These videos depict the great Jessie Dunahoo at work, who we profiled previously (see that post here), who attends the studio at Latitude Artist Community in Lexington, Kentucky; Dunahoo has been exhibited by Andrew Edlin Gallery and Institute 193. From Institute 193:
"Jessie Dunahoo has created indoor/outdoor environments for many decades. Mr. Dunahoo was raised on a farm during a period when supports for people considered to have disabilities were even more limited than they are today. Apparently Mr. Dunahoo attended the Kentucky School for the Blind for at least a couple years. Beyond this Mr. Dunahoo was largely left to his own devices. Living on a farm in the 1930s- 40s allowed Mr.

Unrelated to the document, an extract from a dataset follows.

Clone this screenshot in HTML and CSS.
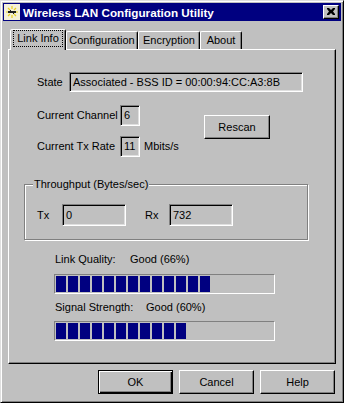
FILE: index.html
```html
<!DOCTYPE html>
<html lang="en">
<head>
  <meta charset="UTF-8">
  <link rel="stylesheet" href="styles.css">
  <title>Wireless LAN Configuration Utility</title>
</head>
<body>
  <div class="window">
    <div class="titlebar">
      <svg class="app-icon" width="16" height="16" viewBox="0 0 16 16">
        <rect x="0" y="0" width="16" height="16" fill="#f4f0d8"/>
        <path d="M8 2 L8 5 M8 11 L8 14 M2 8 L5 8 M11 8 L14 8 M4 4 L6 6 M10 10 L12 12 M12 4 L10 6 M4 12 L6 10" stroke="#e8d020" stroke-width="1.2"/>
        <rect x="4" y="7" width="8" height="2" fill="#202020"/>
        <rect x="6" y="6" width="1" height="1" fill="#202020"/>
        <rect x="9" y="9" width="1" height="1" fill="#202020"/>
      </svg>
      <span class="title">Wireless LAN Configuration Utility</span>
      <div class="close">
        <svg width="8" height="7" viewBox="0 0 8 7">
          <path d="M0 0h2l2 2 2-2h2v1l-2 2.5 2 2.5v1h-2l-2-2-2 2h-2v-1l2-2.5-2-2.5z" fill="#000"/>
        </svg>
      </div>
    </div>

    <div class="content">
      <div class="tabs">
        <div class="tab active"><span class="focus">Link Info</span></div>
        <div class="tab tab-config">Configuration</div>
        <div class="tab tab-enc">Encryption</div>
        <div class="tab tab-about">About</div>
      </div>

      <div class="panel">
        <div class="row state-row">
          <span class="label state-label">State</span>
          <div class="field state-field">Associated - BSS ID = 00:00:94:CC:A3:8B</div>
        </div>

        <div class="rate-area">
          <div class="rate-col">
            <div class="row small-row">
              <span class="label wide-label">Current Channel</span>
              <div class="field tiny-field">6</div>
            </div>
            <div class="row small-row rate-row">
              <span class="label wide-label">Current Tx Rate</span>
              <div class="field tiny-field">11</div>
              <span class="unit">Mbits/s</span>
            </div>
          </div>
          <div class="btn rescan">Rescan</div>
        </div>

        <fieldset class="group">
          <legend>Throughput (Bytes/sec)</legend>
          <div class="row">
            <span class="label tx-label">Tx</span>
            <div class="field count-field">0</div>
            <span class="label rx-label">Rx</span>
            <div class="field count-field">732</div>
          </div>
        </fieldset>

        <div class="meter-label">
          <span class="meter-name">Link Quality:</span>
          <span class="meter-value lq-value">Good (66%)</span>
        </div>
        <div class="progress" id="linkBar"></div>

        <div class="meter-label signal-label">
          <span class="meter-name">Signal Strength:</span>
          <span class="meter-value ss-value">Good (60%)</span>
        </div>
        <div class="progress" id="signalBar"></div>
      </div>

      <div class="buttons">
        <div class="btn default">OK</div>
        <div class="btn">Cancel</div>
        <div class="btn">Help</div>
      </div>
    </div>
  </div>

  <script>
    // fill the progress bars with blocks
    function fillBar(id, count) {
      var bar = document.getElementById(id);
      for (var i = 0; i < count; i++) {
        var block = document.createElement("span");
        block.className = "block";
        bar.appendChild(block);
      }
    }
    fillBar("linkBar", 13);
    fillBar("signalBar", 11);
  </script>
</body>
</html>
```

FILE: styles.css
```css
body {
  margin: 0;
  font-family: "Liberation Sans", Arial, sans-serif;
  font-size: 11px;
  line-height: 13px;
  color: #000;
  background: #c0c0c0;
}

.window {
  width: 344px;
  height: 403px;
  box-sizing: border-box;
  background: #c0c0c0;
  border: 1px solid;
  border-color: #dfdfdf #000 #000 #dfdfdf;
  box-shadow: inset 1px 1px #fff, inset -1px -1px #808080;
  padding: 2px;
}

.titlebar {
  height: 18px;
  background: #000080;
  display: flex;
  align-items: center;
}

.app-icon {
  margin-left: 1px;
  flex: none;
}

.title {
  margin-left: 3px;
  color: #fff;
  font-weight: bold;
  font-size: 11.7px;
  flex: 1;
}

.close {
  width: 16px;
  height: 14px;
  box-sizing: border-box;
  margin-right: 2px;
  background: #c0c0c0;
  border: 1px solid;
  border-color: #fff #000 #000 #fff;
  box-shadow: inset -1px -1px #808080;
  display: flex;
  align-items: center;
  justify-content: center;
}

.close svg {
  margin-left: -1px;
  margin-top: -1px;
}

.content {
  padding: 8px 5px 0 5px;
}

.tabs {
  display: flex;
  align-items: flex-end;
  height: 20px;
  padding-left: 2px;
}

.tab {
  height: 18px;
  box-sizing: border-box;
  border: 1px solid;
  border-bottom: none;
  border-color: #fff #000 transparent #fff;
  border-radius: 2px 2px 0 0;
  box-shadow: inset -1px 0 #808080;
  display: flex;
  align-items: center;
  justify-content: center;
  padding-bottom: 1px;
}

.tab.active {
  width: 56px;
  height: 21px;
  margin-bottom: -1px;
  background: #c0c0c0;
  position: relative;
  padding-bottom: 3px;
}

.tab-config { width: 72px; }
.tab-enc { width: 62px; }
.tab-about { width: 42px; }

.focus {
  outline: 1px dotted #000;
  outline-offset: 1px;
  padding: 0 2px;
}

.panel {
  height: 315px;
  box-sizing: border-box;
  border: 1px solid;
  border-color: #fff #000 #000 #fff;
  box-shadow: inset -1px -1px #808080;
}

.row {
  display: flex;
  align-items: center;
}

.state-row {
  margin: 22px 0 0 28px;
  height: 20px;
}

.state-label { width: 32px; }

.field {
  box-sizing: border-box;
  border: 1px solid;
  border-color: #808080 #fff #fff #808080;
  box-shadow: inset 1px 1px #000, inset -1px -1px #dfdfdf;
  padding: 0 3px;
  display: flex;
  align-items: center;
  white-space: nowrap;
}

.state-field {
  width: 234px;
  height: 20px;
}

.rate-area {
  display: flex;
  margin: 13px 0 0 28px;
}

.rate-col {
  width: 167px;
}

.small-row { height: 21px; }
.rate-row { margin-top: 10px; }

.wide-label { width: 83px; }

.tiny-field {
  width: 20px;
  height: 21px;
}

.unit { margin-left: 4px; }

.btn {
  box-sizing: border-box;
  width: 75px;
  height: 24px;
  border: 1px solid;
  border-color: #fff #000 #000 #fff;
  box-shadow: inset -1px -1px #808080;
  display: flex;
  align-items: center;
  justify-content: center;
}

.rescan {
  width: 66px;
  margin-top: 10px;
}

.group {
  margin: 21px 0 0 15px;
  width: 284px;
  box-sizing: border-box;
  padding: 13px 0 13px 12px;
  border: 1px solid #808080;
  box-shadow: 1px 1px #fff, inset 1px 1px #fff;
  min-inline-size: 0;
}

.group legend {
  padding: 0 1px;
  margin-left: -4px;
  background: #c0c0c0;
}

.group .row { height: 22px; }

.tx-label { width: 25px; }
.rx-label { width: 24px; margin-left: 19px; }

.count-field {
  width: 64px;
  height: 22px;
}

.meter-label {
  display: flex;
  margin: 13px 0 0 46px;
}

.signal-label { margin-top: 7px; }

.meter-name { width: 75px; }
.signal-label .meter-name { width: 91px; }

.progress {
  width: 221px;
  height: 20px;
  box-sizing: border-box;
  margin: 8px 0 0 45px;
  border: 1px solid;
  border-color: #808080 #fff #fff #808080;
  padding: 1px;
  display: flex;
  gap: 2px;
}

.signal-label + .progress { margin-top: 7px; }

.block {
  width: 10px;
  height: 16px;
  background: #000080;
}

.buttons {
  display: flex;
  justify-content: flex-end;
  gap: 6px;
  margin-top: 6px;
  padding-right: 1px;
}

.btn.default {
  border-color: #000;
  box-shadow: inset 1px 1px #fff, inset -1px -1px #000, inset -2px -2px #808080;
}
```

Dunahoo an opportunity to manipulate outdoor space and in so doing to created environments which he composed by moving earth and brush often by hand and also by finding and assembling objects/debris which were then placed in an ordered way throughout the manipulated area. Sometimes objects were places in significant places on the ground but most often they were placed in trees and bushes. Jessie used various fences and trees to hang intersecting strings, ropes, wires, etc. which could be grasped and threaded- in reality following a 3-d road map which he used (uses) in finding his way around outdoor space. One of Jessie's favorite materials is the recycled plastic shopping bag. He typically creates quilted three dimensional wall pieces from bags that are sewn together. His larger pieces have hundreds of bags sewn together in this manner. These pieces are usually intended to be installed outside- hung/decorated with various discarded/found pieces of rope, wire, bottles and whatever.
This practice has continued as Mr. Dunahoo aged and became a client of various social service supports. In various group/residential facilities Mr. Dunahoo has lived in over the years he has created many variations on this theme, sometimes to the bemusement of various housemates and neighbors and on at least one occasion- their hostility.
Mr. Dunahoo is very aware that others view and evaluate his constructions and he is always delighted to play the docent and escort an interested viewer around/through his installation."